Отец мой успел только спрятаться под маленькой лестницей, на которую они все бросились стремглав, осмотрели все углы, везде искали виновника стука; бегали взад и вперед и забыли заглянуть только под лестницу, по которой несколько раз проходили; осыпая ругательствами того, кого никак не могли найти, они возвратились наконец в дом и снова принялись пить. Отец мой опять задумался: если остаться на месте, то ему не избегнуть новых розысков, если бежать -- то в какую сторону? Его привели в дом г-жи де-ля-Кост ночью; он ни разу не был в этом саду. Но нужно было поскорее решиться; он бросился бежать, нагнувшись до земли, чтобы не быть замеченным, и уже льстил себя надеждой скоро достигнуть аллеи, которая издали казалась ему густой, но к несчастью он забыл, что остался в ночном колпаке. Вдруг из-за облака показалась луна и своим бледным сиянием выдала моего бедного отца. Он тотчас же слышит за собой крики: "Я его вижу! это он! вон он, в белом колпаке!" За ним гонятся. Тут уже нечего более скрываться: он выпрямился и изо всех сил бросился бежать к винограднику, находившемуся в этой же ограде. В. этом месте сада дорога шла в гору, что очень замедляло его бегство, а туфли еще увеличивали трудность. Он с отчаянием глядел на высоту стены, служившей оградой, но привязанность к жизни увеличила его силы, ускорила его бег; он все бежал, хотя и не предвидел никакого средства спасения. Он уже чувствовал, что его догоняют; их шаги уже настигают его; один драгун даже занес руку, чтобы его схватить, -- как вдруг, вероятно от быстрого движения и от вина, он пошатнулся и упал. Отец мой в эту минуту достиг угла ограды; заметив здесь следы бывшей беседки из зелени, он уцепился за ветви и при помощи нескольких трещин в стене вскарабкался до верху, сам не зная, как это ему удалось, и соскочил вниз по ту сторону ограды. Близость опасности и инстинкт самосохранения придали ему неведомую дотоле силу.

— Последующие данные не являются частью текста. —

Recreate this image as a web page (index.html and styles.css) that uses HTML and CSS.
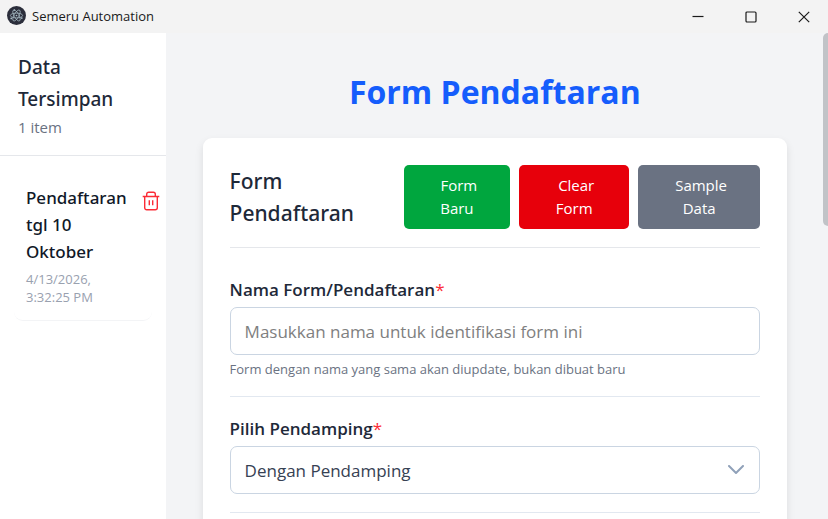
FILE: index.html
```html
<!DOCTYPE html>
<html lang="id">
<head>
    <meta charset="UTF-8">
    <meta name="viewport" content="width=device-width, initial-scale=1.0">
    <title>Semeru Automation</title>
    <link rel="stylesheet" href="styles.css">
</head>
<body>
    <header class="titlebar">
        <svg class="app-icon" viewBox="0 0 18 18" aria-hidden="true">
            <circle cx="9" cy="9" r="9" fill="#2b2e3b"/>
            <g fill="none" stroke="#a9bdc6" stroke-width="0.7">
                <ellipse cx="9" cy="9" rx="5.8" ry="2.3"/>
                <ellipse cx="9" cy="9" rx="5.8" ry="2.3" transform="rotate(60 9 9)"/>
                <ellipse cx="9" cy="9" rx="5.8" ry="2.3" transform="rotate(120 9 9)"/>
            </g>
            <g fill="#a9bdc6">
                <circle cx="9" cy="9" r="0.8"/>
                <circle cx="4" cy="11.8" r="0.8"/>
                <circle cx="14" cy="11.4" r="0.8"/>
                <circle cx="7" cy="3.8" r="0.8"/>
            </g>
        </svg>
        <span class="app-name">Semeru Automation</span>
        <div class="window-controls">
            <button type="button" aria-label="Minimize">
                <svg viewBox="0 0 12 12"><path d="M0.5 5.5h11"/></svg>
            </button>
            <button type="button" aria-label="Maximize">
                <svg viewBox="0 0 12 12"><rect x="1" y="1" width="10" height="10" rx="1"/></svg>
            </button>
            <button type="button" aria-label="Close">
                <svg viewBox="0 0 12 12"><path d="M0.8 0.8l10.4 10.4M11.2 0.8L0.8 11.2"/></svg>
            </button>
        </div>
    </header>

    <div class="container">
        <aside class="sidebar">
            <div class="sidebar-header">
                <h2>Data Tersimpan</h2>
                <p>1 item</p>
            </div>
            <ul class="saved-list">
                <li class="saved-item">
                    <div class="saved-info">
                        <h3>Pendaftaran tgl 10 Oktober</h3>
                        <p>4/13/2026, 3:32:25 PM</p>
                    </div>
                    <button type="button" class="delete-btn" aria-label="Hapus">
                        <svg viewBox="0 0 18 20">
                            <path d="M0.7 5.5h16.6M2.7 5.5v11.3a2 2 0 0 0 2 2h8.6a2 2 0 0 0 2-2V5.5M4.7 5.5V3.2a2 2 0 0 1 2-2h4.6a2 2 0 0 1 2 2v2.3M7.3 9.3v5M10.7 9.3v5"/>
                        </svg>
                    </button>
                </li>
            </ul>
        </aside>

        <main class="content">
            <h1>Form Pendaftaran</h1>
            <form class="card">
                <div class="card-header">
                    <h2>Form Pendaftaran</h2>
                    <div class="actions">
                        <button type="button" class="btn btn-new">&nbsp;Form<br>Baru</button>
                        <button type="button" class="btn btn-clear">&nbsp;Clear<br>Form</button>
                        <button type="button" class="btn btn-sample">&nbsp;Sample<br>Data</button>
                    </div>
                </div>

                <div class="form-group">
                    <label for="namaForm">Nama Form/Pendaftaran<span class="required">*</span></label>
                    <input type="text" id="namaForm" placeholder="Masukkan nama untuk identifikasi form ini">
                    <p class="hint">Form dengan nama yang sama akan diupdate, bukan dibuat baru</p>
                </div>

                <div class="form-group">
                    <label for="pendamping">Pilih Pendamping<span class="required">*</span></label>
                    <div class="select-wrap">
                        <select id="pendamping">
                            <option>Dengan Pendamping</option>
                            <option>Tanpa Pendamping</option>
                        </select>
                        <svg class="chevron" viewBox="0 0 16 10" aria-hidden="true"><path d="M1 1l7 7 7-7"/></svg>
                    </div>
                </div>
            </form>
        </main>
        <div class="scroll-thumb"></div>
    </div>
</body>
</html>
```

FILE: styles.css
```css
* {
    margin: 0;
    padding: 0;
    box-sizing: border-box;
}

body {
    font-family: "Segoe UI", "Open Sans", sans-serif;
    font-size: 17px;
    background-color: #f3f4f6;
    color: #1e2939;
    display: flex;
    flex-direction: column;
    height: 100vh;
    overflow: hidden;
}

button,
input,
select {
    font: inherit;
}

.titlebar {
    display: flex;
    align-items: flex-start;
    height: 33px;
    flex-shrink: 0;
    padding-left: 7px;
    background-color: #f3f3f3;
    color: #1a1a1a;
}

.app-icon {
    width: 19px;
    height: 19px;
    margin: 6px 6px 0 0;
}

.app-name {
    font-size: 13px;
    line-height: 32px;
}

.window-controls {
    display: flex;
    margin-left: auto;
    margin-right: -2px;
}

.window-controls button {
    width: 53px;
    height: 32px;
    border: none;
    background: none;
}

.window-controls svg {
    width: 12px;
    height: 12px;
    fill: none;
    stroke: #1a1a1a;
    stroke-width: 1.2;
}

.container {
    position: relative;
    display: flex;
    flex: 1;
    min-height: 0;
}

.sidebar {
    width: 20%;
    background-color: white;
}

.sidebar-header {
    padding: 18px 18px 16px;
    border-bottom: 1px solid #e5e7eb;
}

h2,
h3 {
    font-family: "Segoe UI", "Noto Sans", sans-serif;
    font-weight: 500;
}

.sidebar-header h2 {
    font-size: 19px;
    line-height: 32px;
}

.card-header h2 {
    font-size: 21px;
    line-height: 32px;
}

.sidebar-header p {
    color: #6a7282;
    font-size: 15px;
    line-height: 24px;
}

.saved-list {
    list-style: none;
    padding: 14px;
}

.saved-item {
    display: flex;
    align-items: flex-start;
    justify-content: space-between;
    gap: 14px;
    padding: 14px 0 14px 12px;
    border-bottom: 1px solid #f3f4f6;
    border-radius: 9px;
}

.saved-info h3 {
    font-size: 17px;
    line-height: 27px;
    color: #101828;
}

.saved-info p {
    margin-top: 5px;
    font-size: 13px;
    line-height: 18px;
    color: #99a1af;
}

.delete-btn {
    border: none;
    background: none;
    margin: 7px -8px 0 0;
}

.delete-btn svg {
    display: block;
    width: 18px;
    height: 20px;
    fill: none;
    stroke: #fb2c36;
    stroke-width: 1.4;
}

.content {
    flex: 1;
    min-width: 0;
    padding: 36px 41px 36px 37px;
}

h1 {
    margin-bottom: 23px;
    font-size: 32px;
    line-height: 46px;
    text-align: center;
    color: #155dfc;
}

.card {
    background-color: white;
    border-radius: 9px;
    padding: 27px;
    box-shadow: 0 4px 8px rgba(0, 0, 0, 0.1);
}

.card-header {
    display: flex;
    align-items: center;
    justify-content: space-between;
    gap: 18px;
    padding-bottom: 18px;
    margin-bottom: 10px;
    border-bottom: 1px solid #e5e7eb;
}

.actions {
    display: flex;
    flex-shrink: 0;
    gap: 9px;
}

.btn {
    padding: 9px 33px;
    border: none;
    border-radius: 5px;
    font-size: 15px;
    line-height: 23px;
    color: white;
    cursor: pointer;
}

.btn-new {
    background-color: #00a63e;
}

.btn-clear {
    padding: 9px 35px;
    background-color: #e7000b;
}

.btn-sample {
    background-color: #6a7282;
}

.form-group {
    padding: 18px 0;
    border-bottom: 1px solid #e2e8f0;
}

.form-group label {
    display: block;
    margin-bottom: 4px;
    font-weight: 600;
    line-height: 27px;
}

.required {
    color: #fb2c36;
    font-weight: 400;
}

.form-group input,
.form-group select {
    display: block;
    width: 100%;
    height: 48px;
    padding: 0 14px;
    border: 1px solid #cad5e2;
    border-radius: 7px;
    background-color: white;
    color: #364153;
    appearance: none;
}

.form-group input::placeholder {
    color: #808080;
}

.hint {
    margin-top: 5px;
    font-size: 13px;
    line-height: 18px;
    color: #6a7282;
}

.select-wrap {
    position: relative;
}

.chevron {
    position: absolute;
    top: 19px;
    right: 16px;
    width: 16px;
    height: 10px;
    fill: none;
    stroke: #90a1b9;
    stroke-width: 2;
    stroke-linecap: round;
    stroke-linejoin: round;
    pointer-events: none;
}

/* overlay scrollbar of the form area */
.scroll-thumb {
    position: absolute;
    top: 0;
    right: 0;
    width: 5px;
    height: 193px;
    border-radius: 5px 0 0 5px;
    background-color: #c1c3c7;
}
```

Не желая сделать такой же прыжок, драгуны прекратили здесь свое преследование. А может быть, они побоялись, чтобы им не вменили в преступление их неловкость, и обещая друг другу сохранить все это втайне, они снова принялись за свои бутылки и песни. Отец осмотрелся вокруг и с грустью убедился, что [90] опять находится в загороженном месте, и что стена этой огради так же высока, как та, через которую он только что перебрался. Прошедши несколько шагов, он очутился перед домом и, боясь, чтоб лунный свет его не выдал снова, он залез в голубятню в ожидании утра и печальной участи, грозившей ему. "Где я? Что станется со мной?" -- Сколько тягостных дум теснилось в его души в течение этих в одно и то же время медленно и быстро проносившихся часов! Он вздрагивал при малейшем шорохе.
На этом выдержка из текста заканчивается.